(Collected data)

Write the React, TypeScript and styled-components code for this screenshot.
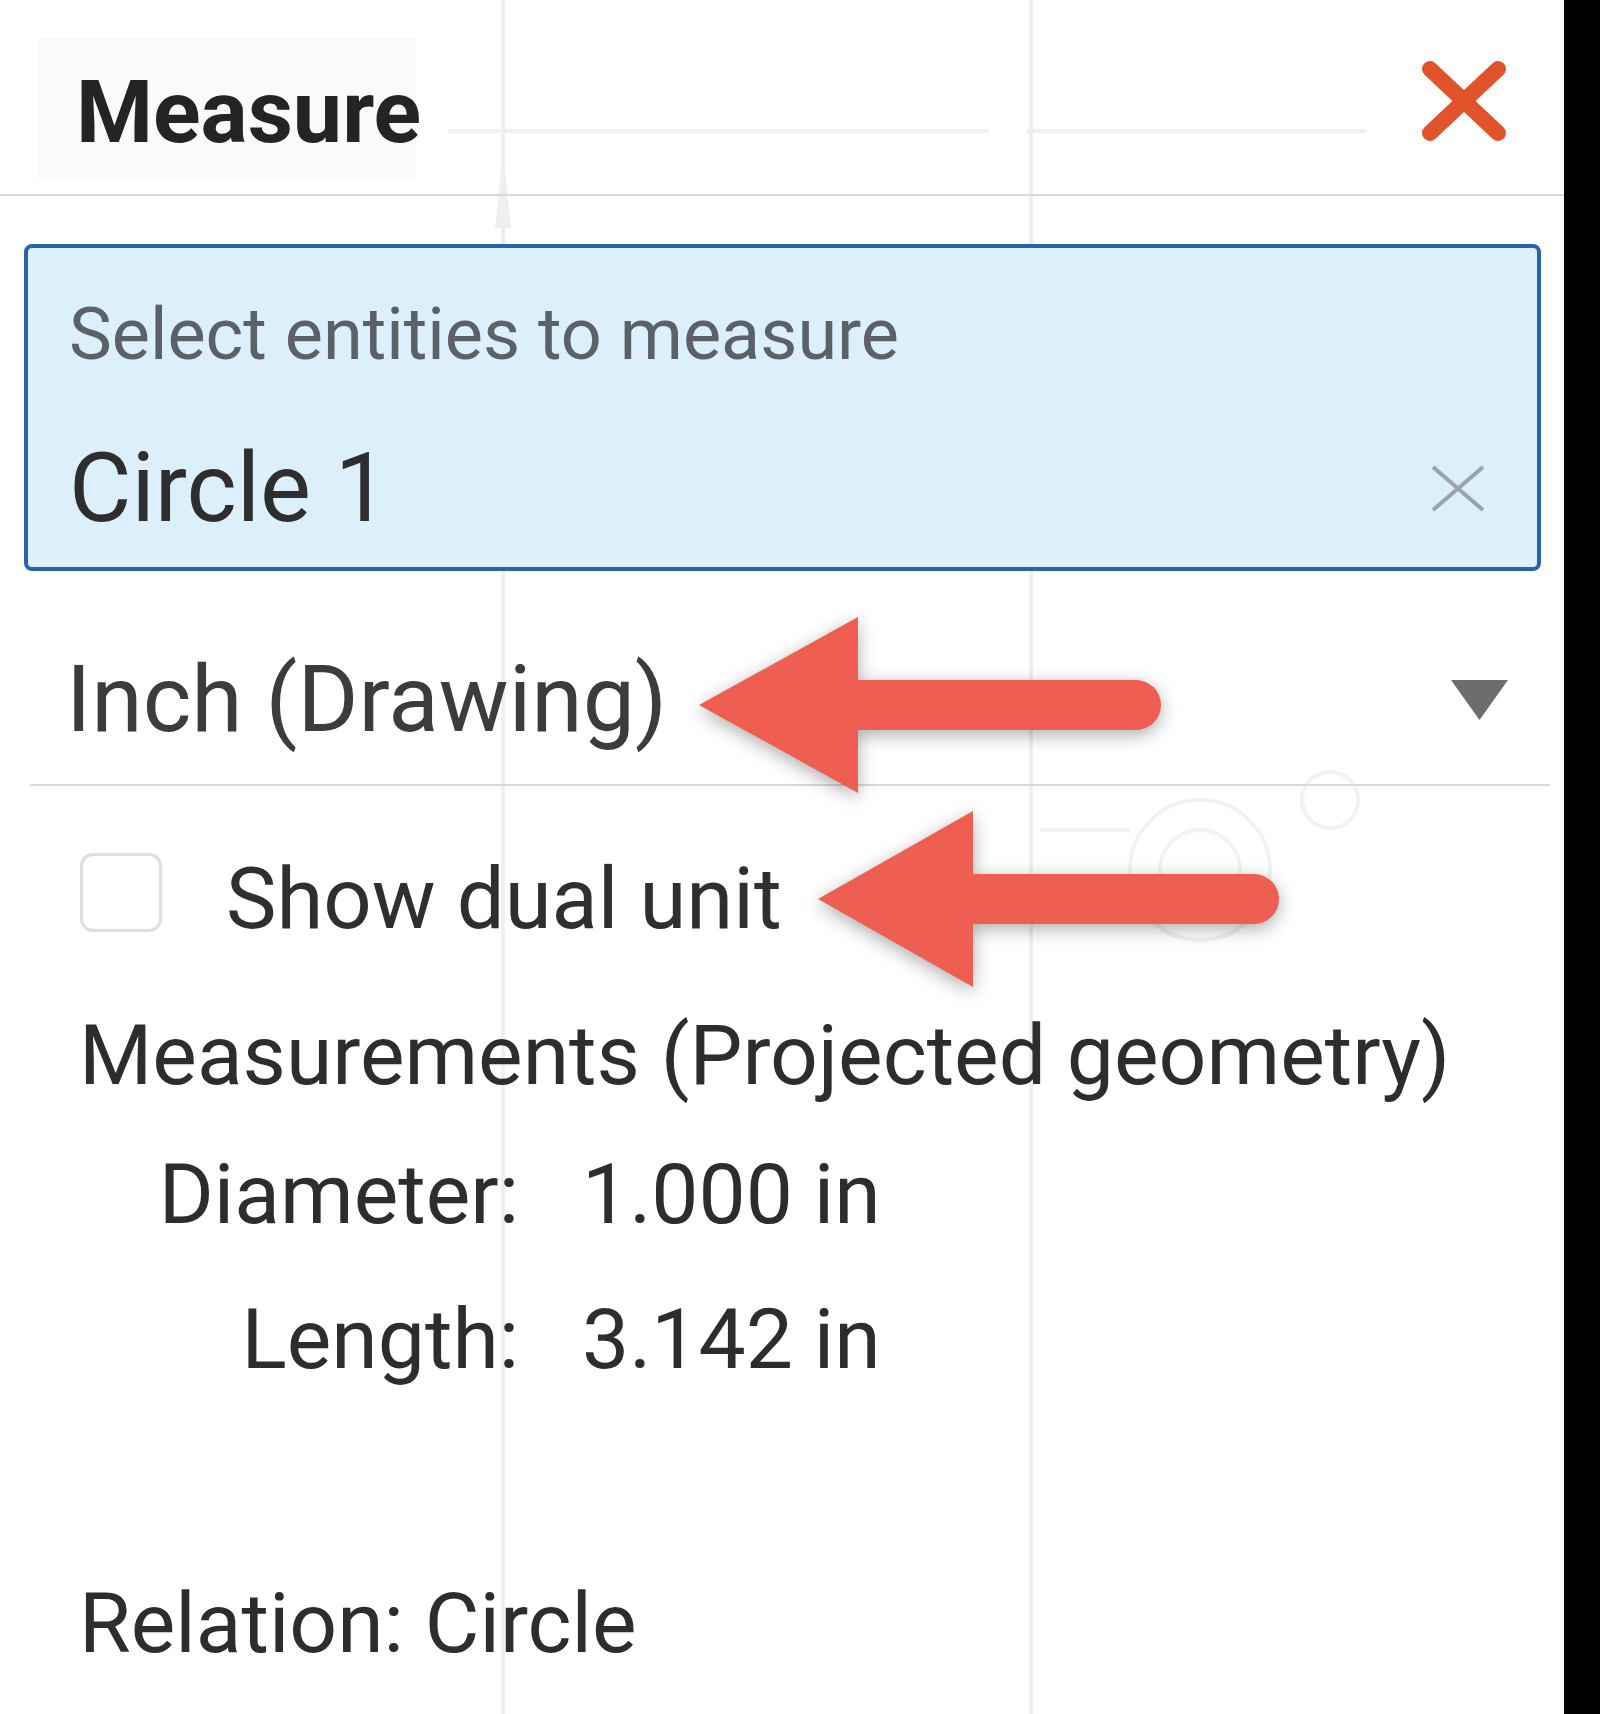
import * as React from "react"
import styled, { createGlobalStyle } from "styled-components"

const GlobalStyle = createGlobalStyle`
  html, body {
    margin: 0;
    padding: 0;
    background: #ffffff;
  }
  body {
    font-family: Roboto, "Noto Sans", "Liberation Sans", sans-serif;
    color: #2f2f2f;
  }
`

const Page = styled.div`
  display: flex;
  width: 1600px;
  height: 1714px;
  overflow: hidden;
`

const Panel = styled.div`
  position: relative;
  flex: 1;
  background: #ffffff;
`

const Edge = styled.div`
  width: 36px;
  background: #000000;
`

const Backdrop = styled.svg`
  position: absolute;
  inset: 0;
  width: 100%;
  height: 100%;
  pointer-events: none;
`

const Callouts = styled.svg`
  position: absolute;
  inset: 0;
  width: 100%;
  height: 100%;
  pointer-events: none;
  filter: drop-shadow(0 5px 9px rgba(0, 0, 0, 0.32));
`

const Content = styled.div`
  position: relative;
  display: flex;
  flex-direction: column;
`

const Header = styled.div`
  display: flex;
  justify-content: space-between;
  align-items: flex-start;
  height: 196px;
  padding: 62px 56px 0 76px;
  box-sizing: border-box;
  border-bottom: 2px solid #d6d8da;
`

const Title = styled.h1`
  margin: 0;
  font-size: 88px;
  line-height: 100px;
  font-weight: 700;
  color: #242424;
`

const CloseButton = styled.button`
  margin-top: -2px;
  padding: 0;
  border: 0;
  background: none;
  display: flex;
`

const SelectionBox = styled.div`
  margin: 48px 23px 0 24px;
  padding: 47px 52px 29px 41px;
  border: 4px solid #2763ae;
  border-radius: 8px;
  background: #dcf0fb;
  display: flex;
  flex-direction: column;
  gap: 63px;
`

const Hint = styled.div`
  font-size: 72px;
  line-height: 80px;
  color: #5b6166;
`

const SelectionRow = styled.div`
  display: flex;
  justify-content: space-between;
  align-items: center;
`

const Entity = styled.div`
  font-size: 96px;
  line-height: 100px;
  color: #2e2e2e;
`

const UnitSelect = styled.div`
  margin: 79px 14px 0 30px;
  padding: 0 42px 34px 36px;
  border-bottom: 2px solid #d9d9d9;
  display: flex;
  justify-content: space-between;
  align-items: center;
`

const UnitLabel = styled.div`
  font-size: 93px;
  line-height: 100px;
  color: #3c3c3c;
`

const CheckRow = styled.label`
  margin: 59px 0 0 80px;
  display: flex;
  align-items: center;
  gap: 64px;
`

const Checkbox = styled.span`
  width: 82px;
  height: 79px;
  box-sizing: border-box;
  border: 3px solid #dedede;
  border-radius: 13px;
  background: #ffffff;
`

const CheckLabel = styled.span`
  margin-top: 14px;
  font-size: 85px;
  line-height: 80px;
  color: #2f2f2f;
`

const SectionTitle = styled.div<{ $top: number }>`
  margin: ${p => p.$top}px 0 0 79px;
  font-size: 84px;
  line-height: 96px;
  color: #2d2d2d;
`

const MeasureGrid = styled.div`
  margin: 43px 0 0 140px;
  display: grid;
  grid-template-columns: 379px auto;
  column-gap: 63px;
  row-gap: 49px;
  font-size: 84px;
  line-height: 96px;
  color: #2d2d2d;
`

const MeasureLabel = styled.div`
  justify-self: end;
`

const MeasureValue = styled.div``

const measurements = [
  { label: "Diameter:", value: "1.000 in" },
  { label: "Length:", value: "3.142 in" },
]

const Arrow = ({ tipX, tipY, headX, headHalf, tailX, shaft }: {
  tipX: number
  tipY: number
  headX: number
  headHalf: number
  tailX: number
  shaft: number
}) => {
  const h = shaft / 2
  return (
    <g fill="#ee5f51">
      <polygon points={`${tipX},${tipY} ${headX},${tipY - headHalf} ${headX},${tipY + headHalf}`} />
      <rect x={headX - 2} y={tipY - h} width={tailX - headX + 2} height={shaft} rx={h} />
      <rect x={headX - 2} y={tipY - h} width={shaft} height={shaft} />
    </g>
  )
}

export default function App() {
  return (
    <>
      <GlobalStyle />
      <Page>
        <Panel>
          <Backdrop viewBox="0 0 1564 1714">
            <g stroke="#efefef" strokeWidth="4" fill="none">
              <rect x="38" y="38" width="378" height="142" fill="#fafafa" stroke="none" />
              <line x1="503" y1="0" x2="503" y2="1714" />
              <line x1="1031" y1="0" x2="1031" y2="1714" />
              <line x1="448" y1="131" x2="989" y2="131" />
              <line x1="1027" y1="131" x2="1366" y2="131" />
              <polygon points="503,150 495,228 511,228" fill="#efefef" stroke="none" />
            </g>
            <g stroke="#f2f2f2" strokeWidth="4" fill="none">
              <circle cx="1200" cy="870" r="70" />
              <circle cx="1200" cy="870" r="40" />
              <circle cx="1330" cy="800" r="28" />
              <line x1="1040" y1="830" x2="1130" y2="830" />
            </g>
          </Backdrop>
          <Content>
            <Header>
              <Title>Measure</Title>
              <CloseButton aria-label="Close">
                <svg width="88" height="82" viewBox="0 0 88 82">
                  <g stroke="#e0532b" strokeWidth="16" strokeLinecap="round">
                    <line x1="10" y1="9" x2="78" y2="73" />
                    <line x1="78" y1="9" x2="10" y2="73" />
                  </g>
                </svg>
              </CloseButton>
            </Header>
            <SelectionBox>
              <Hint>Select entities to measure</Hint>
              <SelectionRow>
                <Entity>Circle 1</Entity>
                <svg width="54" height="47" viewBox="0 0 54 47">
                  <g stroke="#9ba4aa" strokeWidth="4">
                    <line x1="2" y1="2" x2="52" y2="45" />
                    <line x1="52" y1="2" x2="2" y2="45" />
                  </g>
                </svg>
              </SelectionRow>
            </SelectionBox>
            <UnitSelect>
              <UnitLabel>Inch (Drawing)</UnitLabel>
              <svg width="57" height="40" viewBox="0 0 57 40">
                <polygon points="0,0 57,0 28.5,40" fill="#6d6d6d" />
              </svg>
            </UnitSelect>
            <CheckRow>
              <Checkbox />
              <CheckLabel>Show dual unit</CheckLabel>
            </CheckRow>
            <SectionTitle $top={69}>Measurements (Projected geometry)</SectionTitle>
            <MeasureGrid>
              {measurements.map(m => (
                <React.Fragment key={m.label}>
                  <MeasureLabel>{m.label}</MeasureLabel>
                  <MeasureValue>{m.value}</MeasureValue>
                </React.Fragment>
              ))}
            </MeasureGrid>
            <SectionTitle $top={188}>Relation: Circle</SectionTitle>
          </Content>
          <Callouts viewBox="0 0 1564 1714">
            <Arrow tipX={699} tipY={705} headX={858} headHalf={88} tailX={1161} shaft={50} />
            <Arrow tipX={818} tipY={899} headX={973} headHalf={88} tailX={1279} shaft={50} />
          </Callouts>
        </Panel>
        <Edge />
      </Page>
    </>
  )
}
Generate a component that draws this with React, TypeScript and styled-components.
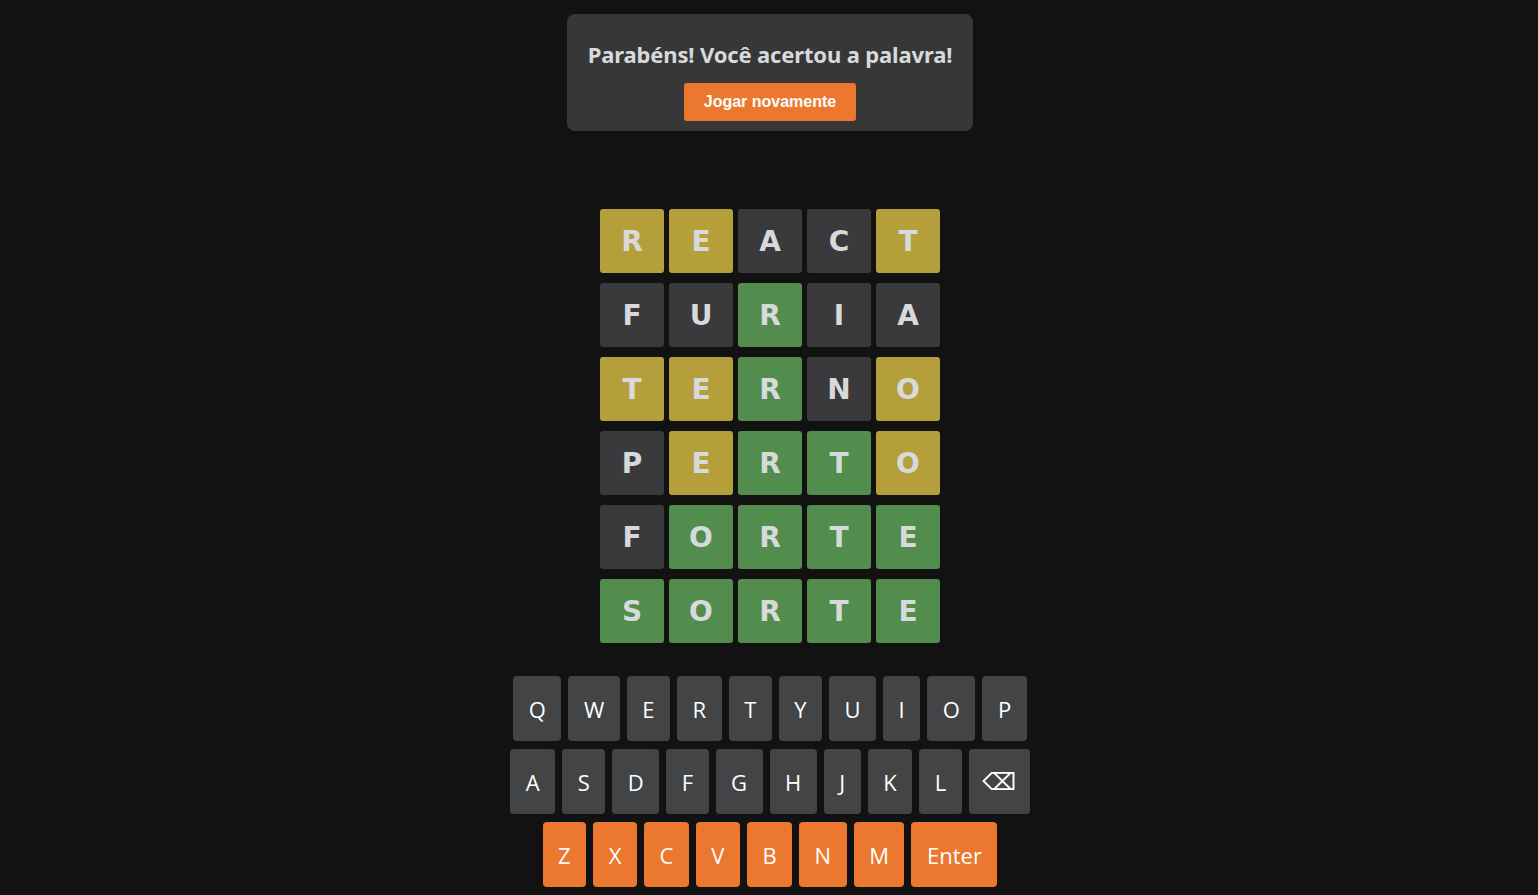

Exercise objective:
Your copy of the data above should match it exactly, except that pictures are left out.

Finished answer:
Write the React, TypeScript and styled-components code for this screenshot.
import * as React from "react"
import styled, { createGlobalStyle } from "styled-components"

const GlobalStyle = createGlobalStyle`
  html, body {
    margin: 0;
    padding: 0;
    background: #ffffff;
  }
  body {
    font-family: Roboto, "Noto Sans", "Liberation Sans", sans-serif;
    color: #2f2f2f;
  }
`

const Page = styled.div`
  display: flex;
  width: 1600px;
  height: 1714px;
  overflow: hidden;
`

const Panel = styled.div`
  position: relative;
  flex: 1;
  background: #ffffff;
`

const Edge = styled.div`
  width: 36px;
  background: #000000;
`

const Backdrop = styled.svg`
  position: absolute;
  inset: 0;
  width: 100%;
  height: 100%;
  pointer-events: none;
`

const Callouts = styled.svg`
  position: absolute;
  inset: 0;
  width: 100%;
  height: 100%;
  pointer-events: none;
  filter: drop-shadow(0 5px 9px rgba(0, 0, 0, 0.32));
`

const Content = styled.div`
  position: relative;
  display: flex;
  flex-direction: column;
`

const Header = styled.div`
  display: flex;
  justify-content: space-between;
  align-items: flex-start;
  height: 196px;
  padding: 62px 56px 0 76px;
  box-sizing: border-box;
  border-bottom: 2px solid #d6d8da;
`

const Title = styled.h1`
  margin: 0;
  font-size: 88px;
  line-height: 100px;
  font-weight: 700;
  color: #242424;
`

const CloseButton = styled.button`
  margin-top: -2px;
  padding: 0;
  border: 0;
  background: none;
  display: flex;
`

const SelectionBox = styled.div`
  margin: 48px 23px 0 24px;
  padding: 47px 52px 29px 41px;
  border: 4px solid #2763ae;
  border-radius: 8px;
  background: #dcf0fb;
  display: flex;
  flex-direction: column;
  gap: 63px;
`

const Hint = styled.div`
  font-size: 72px;
  line-height: 80px;
  color: #5b6166;
`

const SelectionRow = styled.div`
  display: flex;
  justify-content: space-between;
  align-items: center;
`

const Entity = styled.div`
  font-size: 96px;
  line-height: 100px;
  color: #2e2e2e;
`

const UnitSelect = styled.div`
  margin: 79px 14px 0 30px;
  padding: 0 42px 34px 36px;
  border-bottom: 2px solid #d9d9d9;
  display: flex;
  justify-content: space-between;
  align-items: center;
`

const UnitLabel = styled.div`
  font-size: 93px;
  line-height: 100px;
  color: #3c3c3c;
`

const CheckRow = styled.label`
  margin: 59px 0 0 80px;
  display: flex;
  align-items: center;
  gap: 64px;
`

const Checkbox = styled.span`
  width: 82px;
  height: 79px;
  box-sizing: border-box;
  border: 3px solid #dedede;
  border-radius: 13px;
  background: #ffffff;
`

const CheckLabel = styled.span`
  margin-top: 14px;
  font-size: 85px;
  line-height: 80px;
  color: #2f2f2f;
`

const SectionTitle = styled.div<{ $top: number }>`
  margin: ${p => p.$top}px 0 0 79px;
  font-size: 84px;
  line-height: 96px;
  color: #2d2d2d;
`

const MeasureGrid = styled.div`
  margin: 43px 0 0 140px;
  display: grid;
  grid-template-columns: 379px auto;
  column-gap: 63px;
  row-gap: 49px;
  font-size: 84px;
  line-height: 96px;
  color: #2d2d2d;
`

const MeasureLabel = styled.div`
  justify-self: end;
`

const MeasureValue = styled.div``

const measurements = [
  { label: "Diameter:", value: "1.000 in" },
  { label: "Length:", value: "3.142 in" },
]

const Arrow = ({ tipX, tipY, headX, headHalf, tailX, shaft }: {
  tipX: number
  tipY: number
  headX: number
  headHalf: number
  tailX: number
  shaft: number
}) => {
  const h = shaft / 2
  return (
    <g fill="#ee5f51">
      <polygon points={`${tipX},${tipY} ${headX},${tipY - headHalf} ${headX},${tipY + headHalf}`} />
      <rect x={headX - 2} y={tipY - h} width={tailX - headX + 2} height={shaft} rx={h} />
      <rect x={headX - 2} y={tipY - h} width={shaft} height={shaft} />
    </g>
  )
}

export default function App() {
  return (
    <>
      <GlobalStyle />
      <Page>
        <Panel>
          <Backdrop viewBox="0 0 1564 1714">
            <g stroke="#efefef" strokeWidth="4" fill="none">
              <rect x="38" y="38" width="378" height="142" fill="#fafafa" stroke="none" />
              <line x1="503" y1="0" x2="503" y2="1714" />
              <line x1="1031" y1="0" x2="1031" y2="1714" />
              <line x1="448" y1="131" x2="989" y2="131" />
              <line x1="1027" y1="131" x2="1366" y2="131" />
              <polygon points="503,150 495,228 511,228" fill="#efefef" stroke="none" />
            </g>
            <g stroke="#f2f2f2" strokeWidth="4" fill="none">
              <circle cx="1200" cy="870" r="70" />
              <circle cx="1200" cy="870" r="40" />
              <circle cx="1330" cy="800" r="28" />
              <line x1="1040" y1="830" x2="1130" y2="830" />
            </g>
          </Backdrop>
          <Content>
            <Header>
              <Title>Measure</Title>
              <CloseButton aria-label="Close">
                <svg width="88" height="82" viewBox="0 0 88 82">
                  <g stroke="#e0532b" strokeWidth="16" strokeLinecap="round">
                    <line x1="10" y1="9" x2="78" y2="73" />
                    <line x1="78" y1="9" x2="10" y2="73" />
                  </g>
                </svg>
              </CloseButton>
            </Header>
            <SelectionBox>
              <Hint>Select entities to measure</Hint>
              <SelectionRow>
                <Entity>Circle 1</Entity>
                <svg width="54" height="47" viewBox="0 0 54 47">
                  <g stroke="#9ba4aa" strokeWidth="4">
                    <line x1="2" y1="2" x2="52" y2="45" />
                    <line x1="52" y1="2" x2="2" y2="45" />
                  </g>
                </svg>
              </SelectionRow>
            </SelectionBox>
            <UnitSelect>
              <UnitLabel>Inch (Drawing)</UnitLabel>
              <svg width="57" height="40" viewBox="0 0 57 40">
                <polygon points="0,0 57,0 28.5,40" fill="#6d6d6d" />
              </svg>
            </UnitSelect>
            <CheckRow>
              <Checkbox />
              <CheckLabel>Show dual unit</CheckLabel>
            </CheckRow>
            <SectionTitle $top={69}>Measurements (Projected geometry)</SectionTitle>
            <MeasureGrid>
              {measurements.map(m => (
                <React.Fragment key={m.label}>
                  <MeasureLabel>{m.label}</MeasureLabel>
                  <MeasureValue>{m.value}</MeasureValue>
                </React.Fragment>
              ))}
            </MeasureGrid>
            <SectionTitle $top={188}>Relation: Circle</SectionTitle>
          </Content>
          <Callouts viewBox="0 0 1564 1714">
            <Arrow tipX={699} tipY={705} headX={858} headHalf={88} tailX={1161} shaft={50} />
            <Arrow tipX={818} tipY={899} headX={973} headHalf={88} tailX={1279} shaft={50} />
          </Callouts>
        </Panel>
        <Edge />
      </Page>
    </>
  )
}
Generate a component that draws this with React, TypeScript and styled-components.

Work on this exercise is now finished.